The most common and easiest approach is to start with a freestanding application: You’ll only need a couple of files to get started. As with the nRF Connect SDK, Zephyr is configured via the environment in a known installation directory.

In more advanced projects, you typically want all dependencies in your workspace. You will, therefore, switch to a workspace application type: External dependencies will be cloned directly into your project by West to avoid depending on separate local installations. We’ll get to that at the end of this article series.

We’ll rely entirely on the freestanding application type.

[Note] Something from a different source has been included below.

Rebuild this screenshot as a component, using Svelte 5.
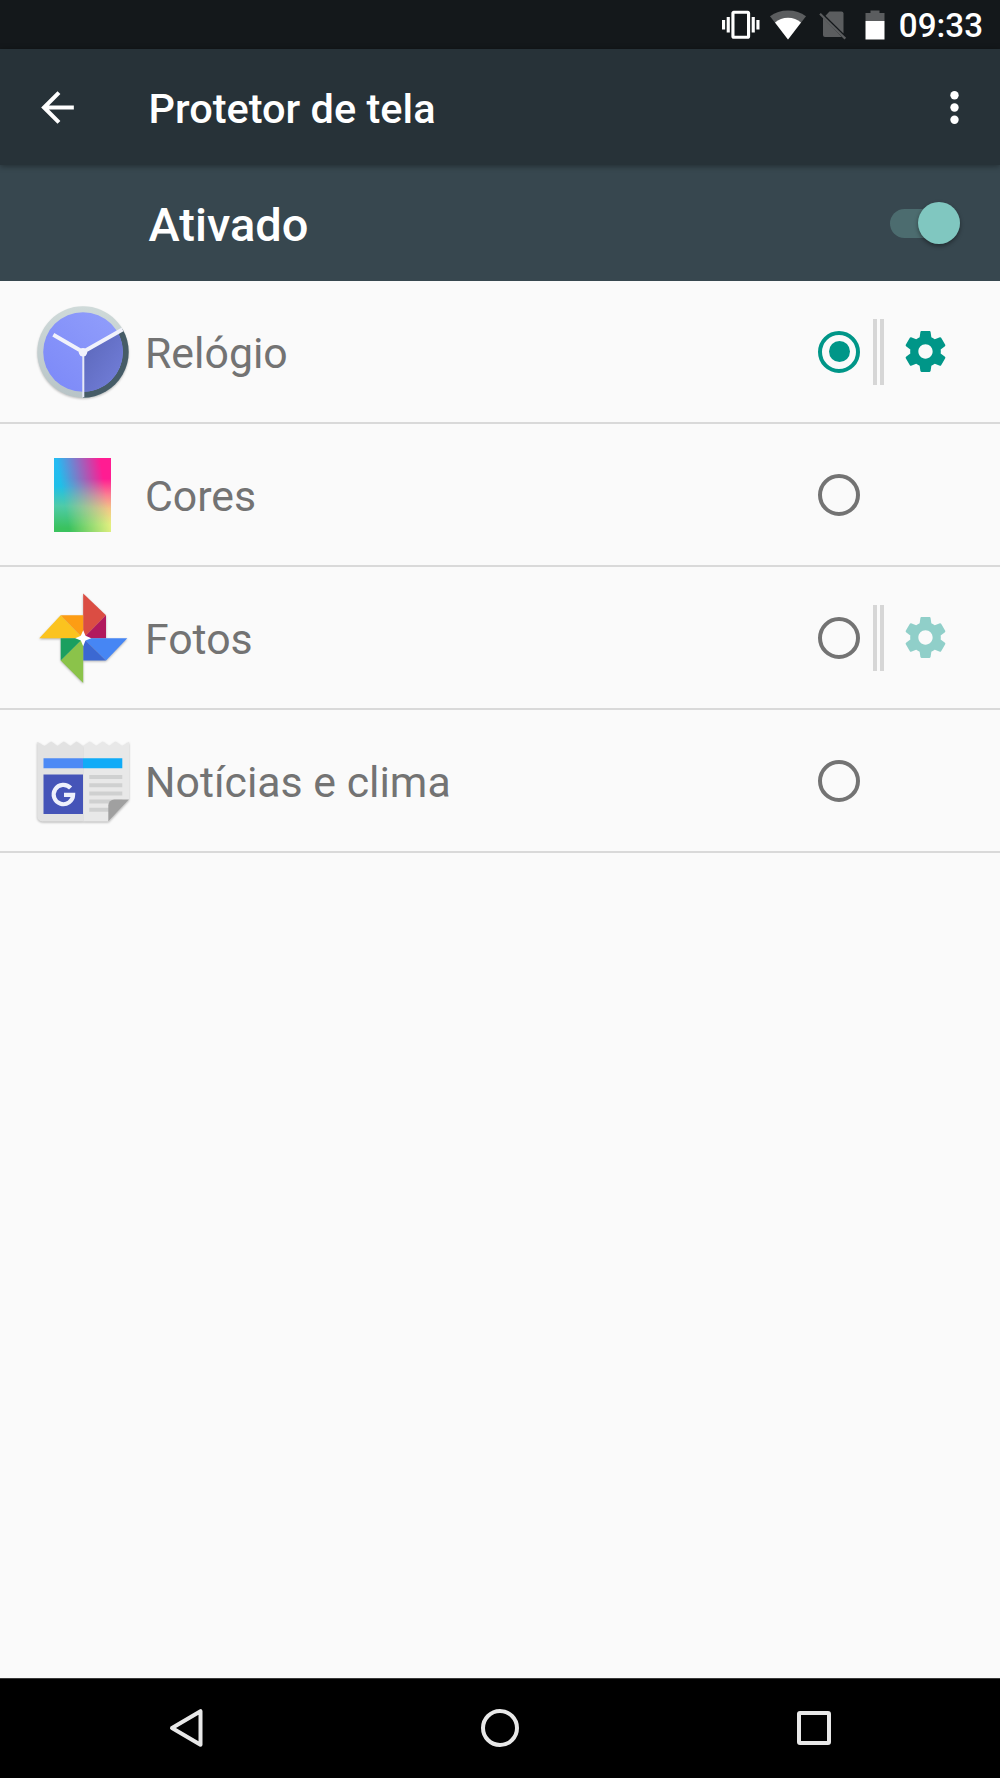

A skeleton freestanding application

The steps to create an application from scratch are also documented in Zephyr’s documentation. We’ll simply repeat them here and add some explanations, where necessary. Start by creating the following skeleton:

$ tree --charset=utf-8 --dirsfirst
.
├── src
│   └── main.c
├── CMakeLists.txt
└── prj.conf

You should immediately notice that we’re using a CMakeLists.txt. Zephyr’s build system is based on CMake. You’ve read that right: Zephyr provides its own meta-tool West, which uses yet another meta build system CMake, which will, in turn, e.g., use make or ninja.

Note: You can find the complete application skeleton, including some additional comments, in the 00_basics folder of the accompanying GitHub repository.

West vs. CMake

West is Zephyr’s “Swiss army knife tool”: It is mainly used for managing multiple repositories but also provides Zephyr extension commands for building, flashing, and debugging applications. CMake, on the other hand, is used exclusively for building your application.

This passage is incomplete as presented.